There’s no such thing as being competitive in cheese, Tom says, because people will always buy a selection. “There’s no such thing as not helping anyone else. They’re all unique products,” he says.
The West Cork Fergusons originated from Carrickfergus five generations ago but are part of the West Cork landscape now. Dairying, Giana says, has always been at the heart of the family but she sees the entrepreneurial spirit there too.
“When nobody kept chickens Tom’s mother put down a form she invented herself, a form of deep litter. She got peat moss in out of the bog. In the ’50s she opened up Gubbeen as a farm guesthouse, making a special point of explaining that the produce was from the farm and local.
“One of the most wonderful things coming in and marrying into the family was their flexibility, always listening to people’s ideas, that’s an amazing trait. So if someone as daft as the new daughter-in-law says she wants to make cheese which was unheard of they didn’t say why, they said how?” Giana said.

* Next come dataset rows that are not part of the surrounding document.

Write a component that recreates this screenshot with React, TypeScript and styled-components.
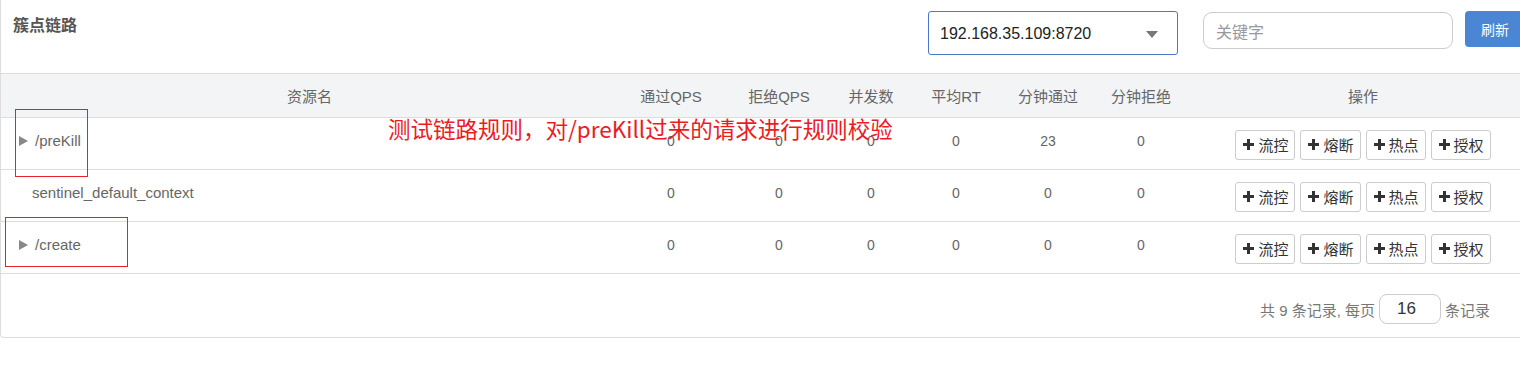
import styled, { createGlobalStyle } from 'styled-components';

const GlobalStyle = createGlobalStyle`
  html, body {
    margin: 0;
    padding: 0;
    background: #fff;
    overflow: hidden;
  }
  body {
    font-family: "Liberation Sans", "Noto Sans CJK SC", sans-serif;
    font-size: 14px;
    color: #666;
  }
`;

const COLS = '617px 106px 110px 74px 96px 88px 98px 346px';

const rows = [
  { name: '/preKill', tree: true, values: [0, 0, 0, 0, 23, 0] },
  { name: 'sentinel_default_context', tree: false, values: [0, 0, 0, 0, 0, 0] },
  { name: '/create', tree: true, values: [0, 0, 0, 0, 0, 0] },
];

const headers = ['通过QPS', '拒绝QPS', '并发数', '平均RT', '分钟通过', '分钟拒绝'];
const actions = ['流控', '熔断', '热点', '授权'];

function PlusIcon() {
  return (
    <svg width="11" height="11" viewBox="0 0 11 11">
      <path d="M4 0h3v4h4v3H7v4H4V7H0V4h4z" fill="#333" />
    </svg>
  );
}

function Caret() {
  return (
    <svg width="12" height="7" viewBox="0 0 12 7">
      <path d="M0 0h12L6 7z" fill="#777" />
    </svg>
  );
}

function TreeArrow() {
  return (
    <svg width="9" height="10" viewBox="0 0 9 10">
      <path d="M0 0l9 5-9 5z" fill="#888" />
    </svg>
  );
}

export default function App() {
  return (
    <Page>
      <GlobalStyle />
      <Card>
        <Header>
          <Title>簇点链路</Title>
          <Tools>
            <Select>
              <span>192.168.35.109:8720</span>
              <Caret />
            </Select>
            <Search placeholder="关键字" />
            <RefreshButton>刷新</RefreshButton>
          </Tools>
        </Header>

        <HeadRow>
          <HeadCell>资源名</HeadCell>
          {headers.map((h) => (
            <HeadCell key={h}>{h}</HeadCell>
          ))}
          <HeadCell>操作</HeadCell>
        </HeadRow>

        {rows.map((r) => (
          <Row key={r.name}>
            <NameCell $tree={r.tree}>
              {r.tree && <TreeArrow />}
              <span>{r.name}</span>
            </NameCell>
            {r.values.map((v, i) => (
              <Cell key={i}>{v}</Cell>
            ))}
            <ActionCell>
              {actions.map((a) => (
                <ActionButton key={a}>
                  <PlusIcon />
                  {a}
                </ActionButton>
              ))}
            </ActionCell>
          </Row>
        ))}

        <Footer>
          <span>共 9 条记录, 每页</span>
          <PageSize value="16" readOnly />
          <span>条记录</span>
        </Footer>
      </Card>

      <Mark style={{ left: 15, top: 109, width: 73, height: 68 }} />
      <Mark style={{ left: 5, top: 217, width: 123, height: 50 }} />
      <Note>测试链路规则，对/preKill过来的请求进行规则校验</Note>
    </Page>
  );
}

const Page = styled.div`
  position: relative;
  width: 1520px;
  height: 366px;
  overflow: hidden;
`;

const Card = styled.div`
  width: 1535px;
  border: 1px solid #ddd;
  border-top: none;
  border-radius: 0 0 4px 4px;
  box-sizing: border-box;
  height: 338px;
`;

const Header = styled.div`
  display: flex;
  justify-content: space-between;
  align-items: flex-start;
  height: 74px;
  box-sizing: border-box;
  border-bottom: 1px solid #ddd;
`;

const Title = styled.h3`
  margin: 12px 0 0 12px;
  font-family: "Noto Sans CJK SC", sans-serif;
  font-size: 16px;
  font-weight: bold;
  color: #555;
`;

const Tools = styled.div`
  display: flex;
  align-items: flex-start;
  padding-top: 11px;
  margin-right: 9px;
`;

const Select = styled.div`
  width: 250px;
  height: 44px;
  box-sizing: border-box;
  border: 1px solid #4a78c2;
  border-radius: 3px;
  display: flex;
  align-items: center;
  justify-content: space-between;
  padding: 2px 19px 0 11px;
  font-size: 16px;
  color: #222;
`;

const Search = styled.input`
  margin-left: 25px;
  margin-top: 1px;
  width: 250px;
  height: 37px;
  box-sizing: border-box;
  border: 1px solid #ccc;
  border-radius: 9px;
  padding: 0 12px;
  font-family: "Noto Sans CJK SC", sans-serif;
  font-size: 16px;
  outline: none;
  &::placeholder {
    color: #999;
  }
`;

const RefreshButton = styled.button`
  margin-left: 12px;
  width: 60px;
  height: 36px;
  border: none;
  border-radius: 4px;
  background: #4a86d4;
  color: #fff;
  font-family: "Noto Sans CJK SC", sans-serif;
  font-size: 14px;
  padding: 0;
`;

const HeadRow = styled.div`
  display: grid;
  grid-template-columns: ${COLS};
  height: 44px;
  background: #f3f4f6;
  border-bottom: 1px solid #ddd;
  box-sizing: border-box;
`;

const HeadCell = styled.div`
  display: flex;
  align-items: center;
  justify-content: center;
  font-family: "Liberation Sans", "Noto Sans CJK SC", sans-serif;
  font-size: 15px;
  color: #666;
`;

const Row = styled.div`
  display: grid;
  grid-template-columns: ${COLS};
  height: 52px;
  border-bottom: 1px solid #ddd;
  box-sizing: border-box;
`;

const Cell = styled.div`
  display: flex;
  align-items: center;
  justify-content: center;
  font-size: 14px;
  color: #666;
  padding-bottom: 6px;
`;

const NameCell = styled.div<{ $tree: boolean }>`
  display: flex;
  align-items: center;
  gap: 7px;
  padding-left: ${(p) => (p.$tree ? '18px' : '31px')};
  padding-bottom: 6px;
  font-size: 15px;
  color: #666;
`;

const ActionCell = styled.div`
  display: flex;
  align-items: center;
  justify-content: center;
  gap: 5px;
  padding-top: 2px;
`;

const ActionButton = styled.button`
  display: flex;
  align-items: center;
  gap: 4px;
  height: 30px;
  padding: 0 6px 0 7px;
  background: #fff;
  border: 1px solid #ccc;
  border-radius: 3px;
  font-family: "Noto Sans CJK SC", sans-serif;
  font-size: 15px;
  color: #333;
`;

const Footer = styled.div`
  display: flex;
  justify-content: flex-end;
  align-items: center;
  gap: 4px;
  padding: 20px 44px 0 0;
  font-family: "Liberation Sans", "Noto Sans CJK SC", sans-serif;
  font-size: 15px;
  color: #777;
`;

const PageSize = styled.input`
  width: 62px;
  height: 30px;
  box-sizing: border-box;
  border: 1px solid #ccc;
  border-radius: 8px;
  padding: 0 0 0 17px;
  font-family: "Liberation Sans", sans-serif;
  font-size: 17px;
  color: #333;
  outline: none;
`;

const Mark = styled.div`
  position: absolute;
  border: 1px solid #e8202a;
  box-sizing: border-box;
`;

const Note = styled.div`
  position: absolute;
  left: 388px;
  top: 113px;
  font-family: "Noto Sans CJK SC", sans-serif;
  font-size: 22.5px;
  line-height: 30px;
  color: #ec1c24;
  white-space: nowrap;
`;
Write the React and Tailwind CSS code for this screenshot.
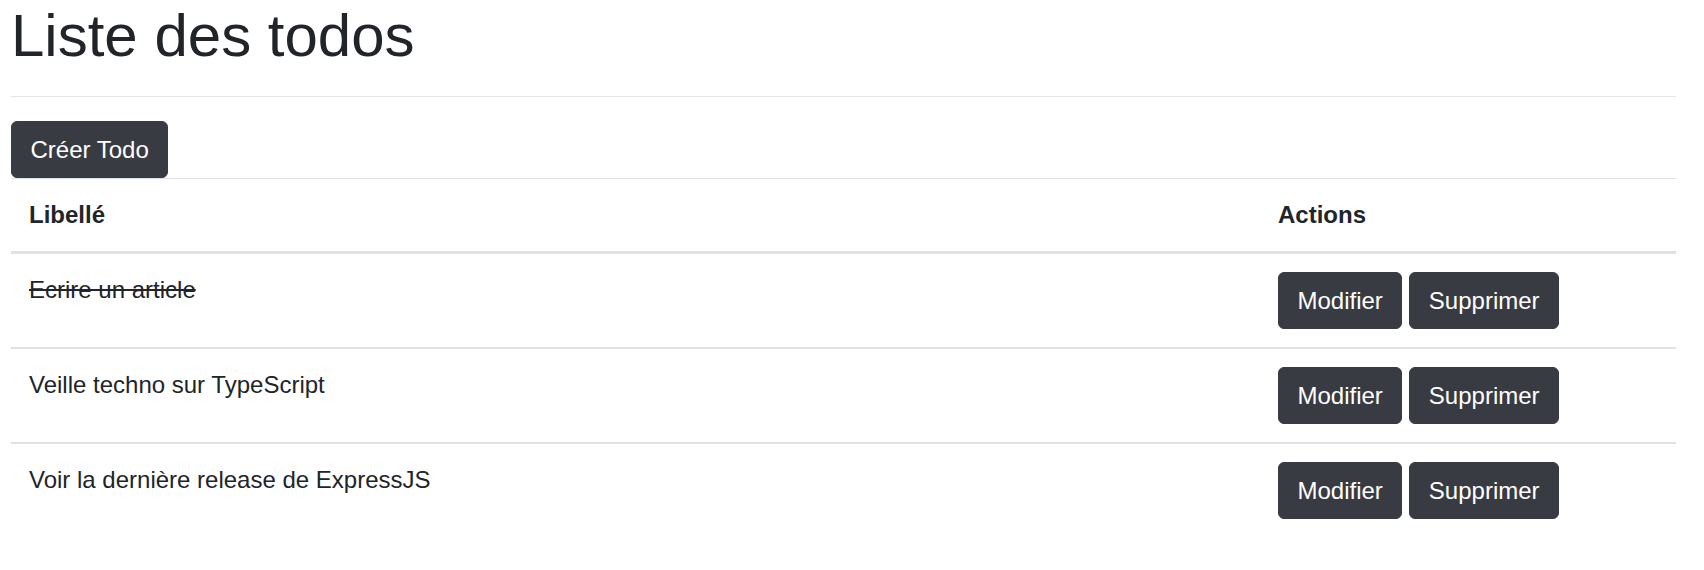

Tom, she says, followed the West Cork tradition of going west for horse and east for woman. Giana was mainly brought up in London with a Hungarian grandfather and an English mother with Irish connections. She spent time in Spain where her writer father moved, but has farming from both sides.
Born in 1949, Giana says that austerity is what she is used to and Tom as well. A family of cooks they have found themselves with useful skills for austerity.
“There’s always a joke in this family that Tom’s wonderful old father, during the Emergency as he called it, he would only go to town for salt and matches,” jokes Giana, who still holds on to granny’s button box.
Gubbeen is a traditional mixed farm. The cycle starts with the land, which is Tom; and then the herd, which is also Tom. The milk comes into the dairy to make cheese. The whey is a by-product — not a waste product — and it goes to the animals in varying forms and dilutions.
Daughter Clovisse feeds the family with her vegetable production. UK trained with her godfather, the gardener on one of the Rothschilds’ formal gardens, and at Riverford organic garden in Totnes.
She has just re-built the polytunnels following two successive floods.
“The piggery turns into Fingal’s main resource; and Clovisse’s manures, quite a lot of that comes from the farm as well. So it’s all interconnected as it always was,” Giana explains.
The geese, she says, were Tom’s grandmother’s — perhaps not an unbroken line, but it feels that way. There are always six to eight geese, along with about eight American bronze turkeys and rare hen breeds.
The pigs are the specialised work of son, Fingal, and farm manager, Andrew Brennan. Tom and Fingal designed straw-filled pens for the weanlings, and the sows will go out if the fine weather returns.